Transcribe all of the data exactly. Omit the pictures.

>> begin Stored data

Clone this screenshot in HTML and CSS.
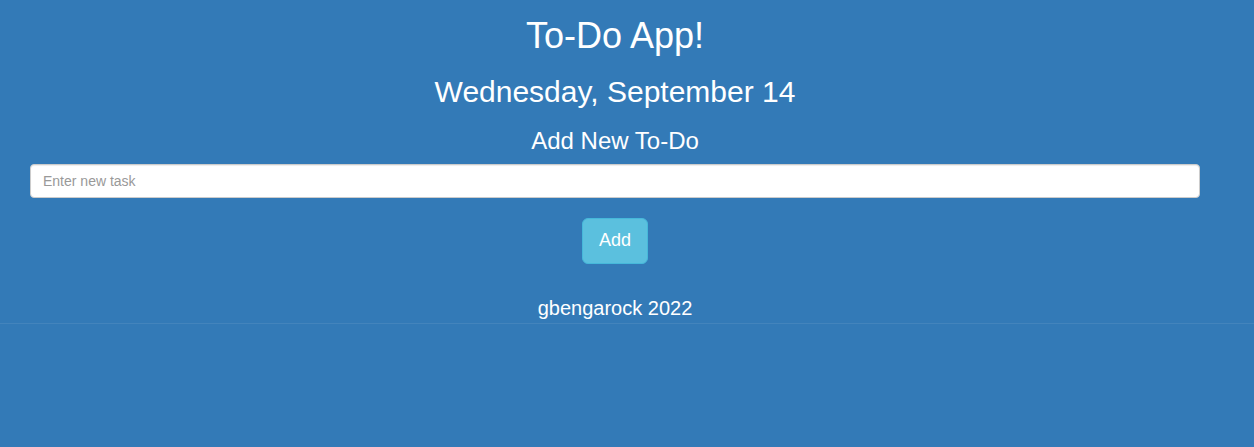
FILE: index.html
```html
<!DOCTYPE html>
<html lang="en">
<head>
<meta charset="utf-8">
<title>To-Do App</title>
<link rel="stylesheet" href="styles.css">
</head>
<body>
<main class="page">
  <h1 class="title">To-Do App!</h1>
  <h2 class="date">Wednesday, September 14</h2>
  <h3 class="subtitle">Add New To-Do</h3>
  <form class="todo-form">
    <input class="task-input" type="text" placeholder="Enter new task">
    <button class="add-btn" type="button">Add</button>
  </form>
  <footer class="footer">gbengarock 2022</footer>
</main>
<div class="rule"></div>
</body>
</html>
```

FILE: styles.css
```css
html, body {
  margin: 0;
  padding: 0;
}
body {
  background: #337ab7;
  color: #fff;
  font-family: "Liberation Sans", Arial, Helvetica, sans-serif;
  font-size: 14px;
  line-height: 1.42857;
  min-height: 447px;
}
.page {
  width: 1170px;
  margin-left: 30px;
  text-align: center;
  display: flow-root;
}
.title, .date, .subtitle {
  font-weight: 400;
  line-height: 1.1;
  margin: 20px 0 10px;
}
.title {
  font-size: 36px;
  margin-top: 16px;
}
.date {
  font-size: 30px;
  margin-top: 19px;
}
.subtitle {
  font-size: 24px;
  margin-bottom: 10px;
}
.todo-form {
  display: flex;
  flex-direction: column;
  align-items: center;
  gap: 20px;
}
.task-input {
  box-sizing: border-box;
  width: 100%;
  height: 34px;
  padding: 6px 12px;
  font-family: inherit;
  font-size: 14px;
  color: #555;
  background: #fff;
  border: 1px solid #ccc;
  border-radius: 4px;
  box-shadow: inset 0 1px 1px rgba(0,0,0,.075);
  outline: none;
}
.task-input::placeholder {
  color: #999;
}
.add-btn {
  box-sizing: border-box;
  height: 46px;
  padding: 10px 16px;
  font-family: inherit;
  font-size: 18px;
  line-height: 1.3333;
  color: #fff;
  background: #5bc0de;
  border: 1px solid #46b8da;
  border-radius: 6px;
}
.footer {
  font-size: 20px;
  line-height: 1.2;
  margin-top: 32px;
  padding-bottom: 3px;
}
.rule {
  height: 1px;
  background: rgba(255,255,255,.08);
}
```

>> end Stored data

> [Output of the task]
Clone this screenshot in HTML and CSS.
FILE: index.html
```html
<!DOCTYPE html>
<html lang="en">
<head>
<meta charset="utf-8">
<title>To-Do App</title>
<link rel="stylesheet" href="styles.css">
</head>
<body>
<main class="page">
  <h1 class="title">To-Do App!</h1>
  <h2 class="date">Wednesday, September 14</h2>
  <h3 class="subtitle">Add New To-Do</h3>
  <form class="todo-form">
    <input class="task-input" type="text" placeholder="Enter new task">
    <button class="add-btn" type="button">Add</button>
  </form>
  <footer class="footer">gbengarock 2022</footer>
</main>
<div class="rule"></div>
</body>
</html>
```

FILE: styles.css
```css
html, body {
  margin: 0;
  padding: 0;
}
body {
  background: #337ab7;
  color: #fff;
  font-family: "Liberation Sans", Arial, Helvetica, sans-serif;
  font-size: 14px;
  line-height: 1.42857;
  min-height: 447px;
}
.page {
  width: 1170px;
  margin-left: 30px;
  text-align: center;
  display: flow-root;
}
.title, .date, .subtitle {
  font-weight: 400;
  line-height: 1.1;
  margin: 20px 0 10px;
}
.title {
  font-size: 36px;
  margin-top: 16px;
}
.date {
  font-size: 30px;
  margin-top: 19px;
}
.subtitle {
  font-size: 24px;
  margin-bottom: 10px;
}
.todo-form {
  display: flex;
  flex-direction: column;
  align-items: center;
  gap: 20px;
}
.task-input {
  box-sizing: border-box;
  width: 100%;
  height: 34px;
  padding: 6px 12px;
  font-family: inherit;
  font-size: 14px;
  color: #555;
  background: #fff;
  border: 1px solid #ccc;
  border-radius: 4px;
  box-shadow: inset 0 1px 1px rgba(0,0,0,.075);
  outline: none;
}
.task-input::placeholder {
  color: #999;
}
.add-btn {
  box-sizing: border-box;
  height: 46px;
  padding: 10px 16px;
  font-family: inherit;
  font-size: 18px;
  line-height: 1.3333;
  color: #fff;
  background: #5bc0de;
  border: 1px solid #46b8da;
  border-radius: 6px;
}
.footer {
  font-size: 20px;
  line-height: 1.2;
  margin-top: 32px;
  padding-bottom: 3px;
}
.rule {
  height: 1px;
  background: rgba(255,255,255,.08);
}
```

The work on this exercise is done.